My Husband’s Name or Mine?
The first draft of my taxes came back from the tax preparer last month. They were prepared for someone called Barbara Newhall.
Barbara Newhall. Who’s that?
Barbara Newhall is no one. Barbara Newhall is a female first name, Barbara, tacked on to a family last name, Newhall.
They’re a nice family, those Newhalls, people I’ve been proud and contented to be folded into these past 46 years.
Having It Both Ways
But on the day Jon and I married, when I took his name, I made a point of holding on to my own as well, and I’ve been Barbara Falconer Newhall ever since.
The name suits me. It describes me. Barbara, a member of the Falconer family, who joined a second family, the Newhalls, on a sunlit Southern California day in 1977.
To be thought of or referred to as Barbara Newhall on a tax form or a book group roster or a medical bill makes me feel erased, non-existent, as if the true me had never been.

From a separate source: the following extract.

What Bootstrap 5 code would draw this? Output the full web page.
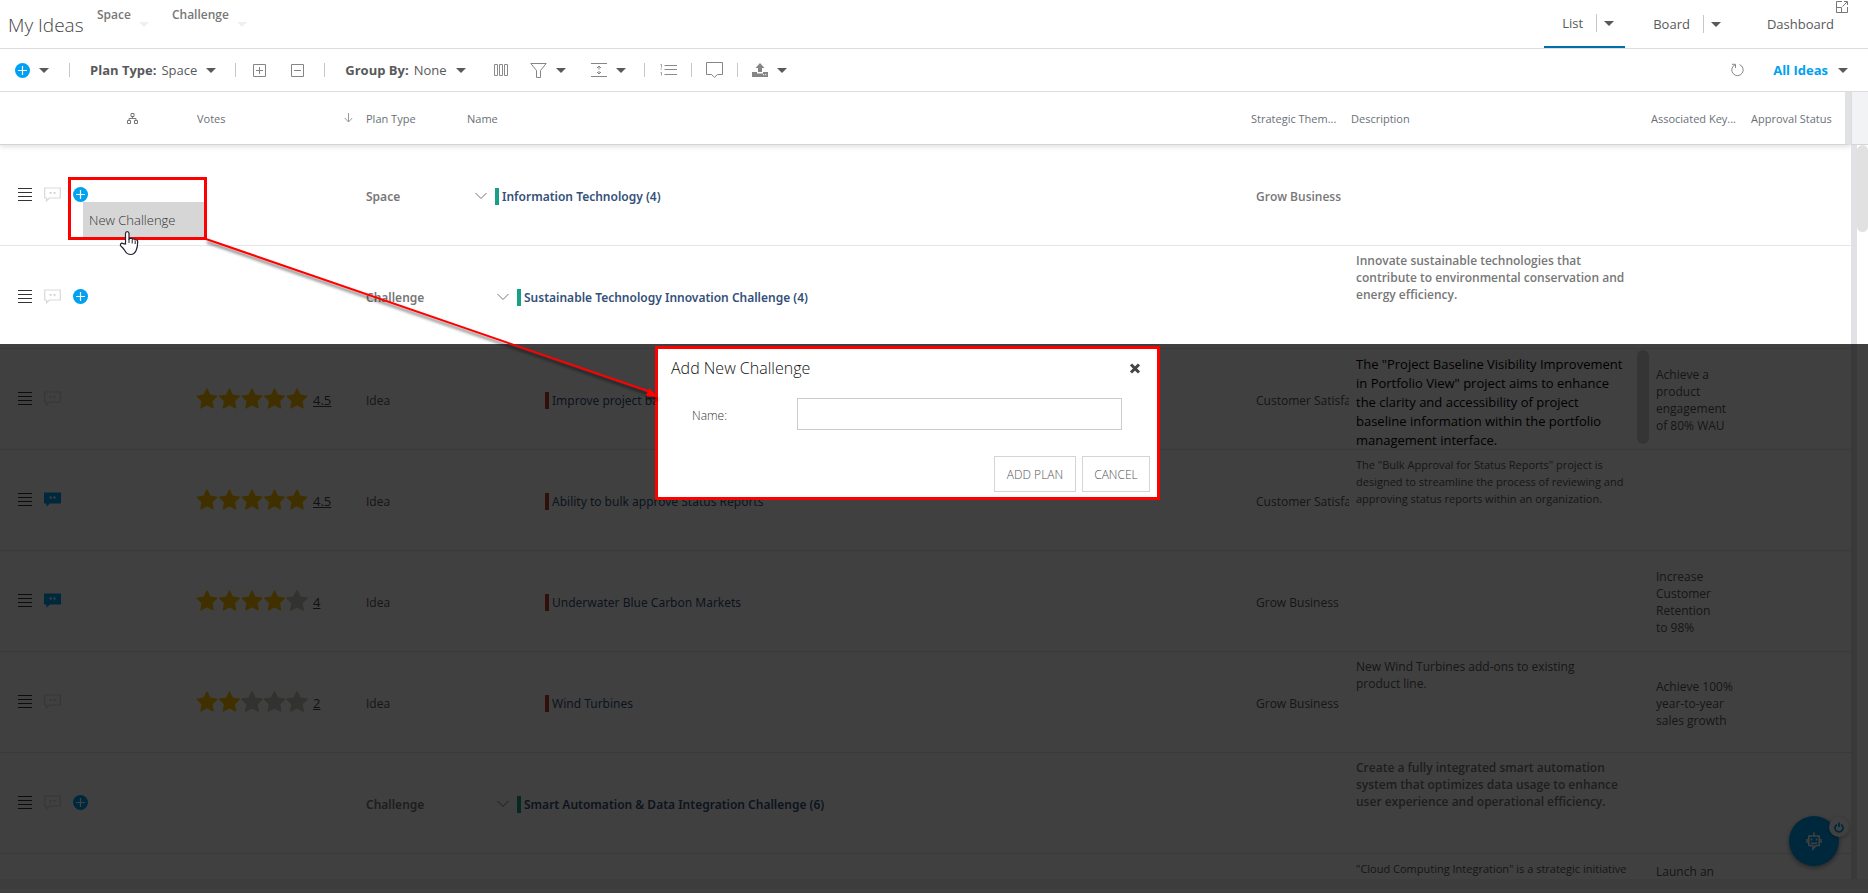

Yes, I was and am a Newhall. But that other person, Barbara Falconer, has never gone away:
She’s the third-grader who was best friends with Judy Klann at Ann Arbor Trail School in Detroit.
She’s the teenaged swimmer in suburban Detroit with a back stroke almost good enough to make the swim team.
She’s the freshman falling asleep over The Iliad in the musty stacks of the Graduate Library at the University of Michigan.
She’s indelible.
I Took His Name
I made the decision to add Jon’s name to mine because I wanted to be a family with him and with any children we might have. There was no need to ask — my husband’s name or mine? I’d have it both ways.
(Both kids, once they came along, inherited Falconer as their middle names. Over the years, I invited Jon more than once to put my name in the middle of his. He declined each time, firmly.)
In social contexts, I’ll often keep things simple by referring to myself as Barbara Newhall. But I tuck in Falconer wherever I can — on the Zoom ID, on the credit card, when leaving a voicemail message.
I want people to know who I am, the whole me.
When my brother-in-law assembled the Newhall family genealogy several years ago, he had me — and the other female add-ons — listed by first name only.
Who’s that Beatrice? I asked him. That Constance? That Lita? Those woman are people, I protested. They have names and genealogies of their own. They’ve added to the family gene pool. They need to be inked in.
My brother-in-law knew a convicted feminist when he saw one. His mother, Ruth Waldo Newhall, was one of them. The next time the family tree came out, all its women were fully named and accounted for.
Retired? Really?
My tax preparer made more than one assumption about me as he drew up that first draft. Besides assuming that I was content to be known as my husband’s wife, he assumed that I was done with my career. Under occupation, he put me down as “retired.”
I guess he figured from the paperwork I’d sent him that I was pretty darned old and, therefore, retired.
I am not retired. I’m a writer working away on her book projects, holding on to all of her identities.
Peter says
Inspiring post!
Barbara Falconer Newhall says
Sooo… have you thought of adding another name to yours? Not that I would want you to delete mine!